*STATED EXERCISE*: Collect the lines of the entries where "this" shows up.

*DATA SECTION*:
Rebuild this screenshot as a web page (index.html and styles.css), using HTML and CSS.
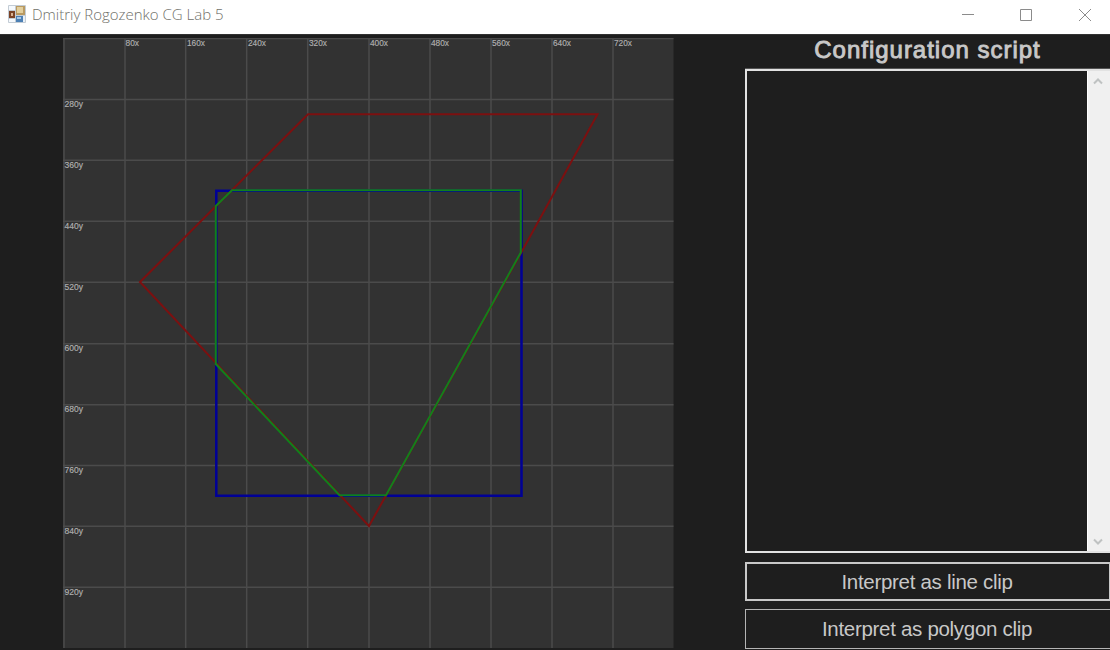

--

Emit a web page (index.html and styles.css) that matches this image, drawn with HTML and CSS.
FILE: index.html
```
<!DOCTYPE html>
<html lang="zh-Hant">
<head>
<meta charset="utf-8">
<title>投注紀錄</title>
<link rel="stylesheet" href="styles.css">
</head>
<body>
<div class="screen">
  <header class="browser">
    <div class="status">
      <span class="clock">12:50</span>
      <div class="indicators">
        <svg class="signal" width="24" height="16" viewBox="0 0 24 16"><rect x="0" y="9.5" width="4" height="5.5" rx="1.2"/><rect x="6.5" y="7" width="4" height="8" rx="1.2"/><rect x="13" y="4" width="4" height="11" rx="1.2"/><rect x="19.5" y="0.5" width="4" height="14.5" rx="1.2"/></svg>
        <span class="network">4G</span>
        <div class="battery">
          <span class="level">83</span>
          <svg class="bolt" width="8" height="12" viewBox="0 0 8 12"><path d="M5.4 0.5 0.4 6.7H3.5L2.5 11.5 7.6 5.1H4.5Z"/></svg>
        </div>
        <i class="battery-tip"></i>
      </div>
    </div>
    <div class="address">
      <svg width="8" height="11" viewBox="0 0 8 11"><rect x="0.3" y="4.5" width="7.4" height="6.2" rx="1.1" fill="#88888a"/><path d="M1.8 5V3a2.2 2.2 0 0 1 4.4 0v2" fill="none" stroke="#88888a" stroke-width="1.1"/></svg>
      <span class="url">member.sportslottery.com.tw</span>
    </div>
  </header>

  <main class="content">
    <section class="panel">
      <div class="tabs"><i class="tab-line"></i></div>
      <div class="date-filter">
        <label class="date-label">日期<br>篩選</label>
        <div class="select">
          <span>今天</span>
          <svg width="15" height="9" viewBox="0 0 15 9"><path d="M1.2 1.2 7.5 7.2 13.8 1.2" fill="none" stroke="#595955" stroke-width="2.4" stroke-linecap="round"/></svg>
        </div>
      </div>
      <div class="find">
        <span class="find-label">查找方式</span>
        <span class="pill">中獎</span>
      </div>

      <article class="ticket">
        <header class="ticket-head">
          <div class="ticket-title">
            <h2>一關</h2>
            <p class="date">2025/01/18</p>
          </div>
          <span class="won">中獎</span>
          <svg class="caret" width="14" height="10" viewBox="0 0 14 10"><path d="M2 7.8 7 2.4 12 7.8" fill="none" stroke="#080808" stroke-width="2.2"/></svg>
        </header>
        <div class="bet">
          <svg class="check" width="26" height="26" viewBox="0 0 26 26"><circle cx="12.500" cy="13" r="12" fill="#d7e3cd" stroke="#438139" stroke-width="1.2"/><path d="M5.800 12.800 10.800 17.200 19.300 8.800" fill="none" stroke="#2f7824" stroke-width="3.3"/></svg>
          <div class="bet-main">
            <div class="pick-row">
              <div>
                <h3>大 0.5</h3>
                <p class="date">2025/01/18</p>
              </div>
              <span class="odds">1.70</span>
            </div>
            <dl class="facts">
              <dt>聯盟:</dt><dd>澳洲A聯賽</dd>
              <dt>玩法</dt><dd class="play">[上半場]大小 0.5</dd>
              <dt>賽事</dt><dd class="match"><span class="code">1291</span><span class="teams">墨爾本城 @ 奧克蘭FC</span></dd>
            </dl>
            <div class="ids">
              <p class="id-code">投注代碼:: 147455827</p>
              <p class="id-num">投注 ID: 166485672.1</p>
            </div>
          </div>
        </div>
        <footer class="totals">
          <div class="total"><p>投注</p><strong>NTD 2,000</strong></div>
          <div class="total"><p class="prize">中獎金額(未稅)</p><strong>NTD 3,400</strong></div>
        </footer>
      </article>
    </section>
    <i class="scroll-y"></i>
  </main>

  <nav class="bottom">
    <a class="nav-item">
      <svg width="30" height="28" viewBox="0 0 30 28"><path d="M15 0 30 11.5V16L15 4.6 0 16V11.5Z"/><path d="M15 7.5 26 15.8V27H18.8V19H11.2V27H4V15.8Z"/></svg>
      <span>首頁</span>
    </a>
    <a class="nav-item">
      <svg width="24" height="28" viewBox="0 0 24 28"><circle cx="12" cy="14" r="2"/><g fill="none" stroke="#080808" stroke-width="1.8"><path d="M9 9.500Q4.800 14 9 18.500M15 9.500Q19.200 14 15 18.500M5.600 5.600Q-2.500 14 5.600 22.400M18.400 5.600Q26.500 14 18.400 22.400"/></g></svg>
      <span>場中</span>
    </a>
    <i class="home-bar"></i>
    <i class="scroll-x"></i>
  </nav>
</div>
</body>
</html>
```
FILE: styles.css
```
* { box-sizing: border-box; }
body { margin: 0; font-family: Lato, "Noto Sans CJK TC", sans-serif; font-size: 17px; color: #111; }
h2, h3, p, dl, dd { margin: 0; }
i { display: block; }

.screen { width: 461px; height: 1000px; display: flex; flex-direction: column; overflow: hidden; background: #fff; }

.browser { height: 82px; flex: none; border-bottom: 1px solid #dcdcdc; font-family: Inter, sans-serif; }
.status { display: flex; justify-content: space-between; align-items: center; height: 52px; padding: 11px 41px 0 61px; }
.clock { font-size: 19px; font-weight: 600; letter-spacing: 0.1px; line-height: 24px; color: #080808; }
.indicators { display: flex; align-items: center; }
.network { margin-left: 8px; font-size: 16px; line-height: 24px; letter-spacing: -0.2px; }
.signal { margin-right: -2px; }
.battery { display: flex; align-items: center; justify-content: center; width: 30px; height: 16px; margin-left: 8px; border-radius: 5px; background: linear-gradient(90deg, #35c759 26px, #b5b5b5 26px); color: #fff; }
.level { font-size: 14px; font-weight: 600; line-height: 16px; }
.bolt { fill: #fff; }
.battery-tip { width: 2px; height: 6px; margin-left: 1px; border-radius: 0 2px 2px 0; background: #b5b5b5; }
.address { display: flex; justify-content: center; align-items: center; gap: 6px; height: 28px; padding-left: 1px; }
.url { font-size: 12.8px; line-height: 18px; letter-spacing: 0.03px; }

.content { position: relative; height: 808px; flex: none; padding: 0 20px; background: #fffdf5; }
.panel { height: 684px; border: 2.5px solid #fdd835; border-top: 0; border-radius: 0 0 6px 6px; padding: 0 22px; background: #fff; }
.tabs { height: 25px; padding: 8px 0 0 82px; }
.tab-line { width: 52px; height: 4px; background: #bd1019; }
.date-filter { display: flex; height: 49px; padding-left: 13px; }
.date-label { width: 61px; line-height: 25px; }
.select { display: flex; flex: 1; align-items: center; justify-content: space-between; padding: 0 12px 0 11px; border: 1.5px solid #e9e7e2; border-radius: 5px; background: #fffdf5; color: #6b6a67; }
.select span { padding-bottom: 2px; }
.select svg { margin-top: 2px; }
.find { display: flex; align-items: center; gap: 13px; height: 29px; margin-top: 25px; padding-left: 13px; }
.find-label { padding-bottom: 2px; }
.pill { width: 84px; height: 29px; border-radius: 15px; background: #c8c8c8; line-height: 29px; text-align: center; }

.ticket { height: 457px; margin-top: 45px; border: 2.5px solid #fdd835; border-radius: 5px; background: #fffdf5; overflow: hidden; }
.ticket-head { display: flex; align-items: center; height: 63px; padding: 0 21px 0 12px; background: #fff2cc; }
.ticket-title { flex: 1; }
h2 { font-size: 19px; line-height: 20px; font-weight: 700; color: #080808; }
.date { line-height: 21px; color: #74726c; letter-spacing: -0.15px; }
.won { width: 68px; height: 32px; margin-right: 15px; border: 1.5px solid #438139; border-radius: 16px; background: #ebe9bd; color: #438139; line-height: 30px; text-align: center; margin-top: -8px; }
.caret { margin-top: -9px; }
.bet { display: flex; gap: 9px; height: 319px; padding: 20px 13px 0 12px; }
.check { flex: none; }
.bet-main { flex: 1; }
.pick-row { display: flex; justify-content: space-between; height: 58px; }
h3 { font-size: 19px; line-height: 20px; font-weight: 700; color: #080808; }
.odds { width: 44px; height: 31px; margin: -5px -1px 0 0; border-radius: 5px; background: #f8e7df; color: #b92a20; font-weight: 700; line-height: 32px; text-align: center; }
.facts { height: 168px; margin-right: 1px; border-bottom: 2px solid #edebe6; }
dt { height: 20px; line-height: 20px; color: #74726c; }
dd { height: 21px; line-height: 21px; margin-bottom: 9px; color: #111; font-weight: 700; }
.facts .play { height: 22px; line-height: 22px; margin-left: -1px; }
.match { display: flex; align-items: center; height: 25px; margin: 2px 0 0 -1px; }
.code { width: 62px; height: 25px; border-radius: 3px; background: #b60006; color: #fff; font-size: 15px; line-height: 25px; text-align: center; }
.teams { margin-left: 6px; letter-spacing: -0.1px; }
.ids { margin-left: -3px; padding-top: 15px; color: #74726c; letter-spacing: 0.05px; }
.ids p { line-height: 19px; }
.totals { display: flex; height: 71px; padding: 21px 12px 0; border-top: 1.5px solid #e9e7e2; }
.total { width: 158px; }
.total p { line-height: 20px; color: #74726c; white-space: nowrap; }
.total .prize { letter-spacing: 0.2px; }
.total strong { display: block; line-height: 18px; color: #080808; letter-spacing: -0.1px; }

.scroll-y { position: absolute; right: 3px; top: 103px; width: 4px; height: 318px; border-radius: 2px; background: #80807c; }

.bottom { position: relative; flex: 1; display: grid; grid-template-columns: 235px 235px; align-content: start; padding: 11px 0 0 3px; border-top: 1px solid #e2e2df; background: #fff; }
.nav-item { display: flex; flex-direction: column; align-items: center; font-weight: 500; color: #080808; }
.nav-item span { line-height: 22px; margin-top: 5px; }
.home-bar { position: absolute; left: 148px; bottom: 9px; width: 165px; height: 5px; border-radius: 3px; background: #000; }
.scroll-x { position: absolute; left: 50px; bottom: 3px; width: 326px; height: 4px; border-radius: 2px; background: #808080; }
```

*FULL RESPONSE*:
Rebuild this screenshot as a web page (index.html and styles.css), using HTML and CSS.
Emit a web page (index.html and styles.css) that matches this image, drawn with HTML and CSS.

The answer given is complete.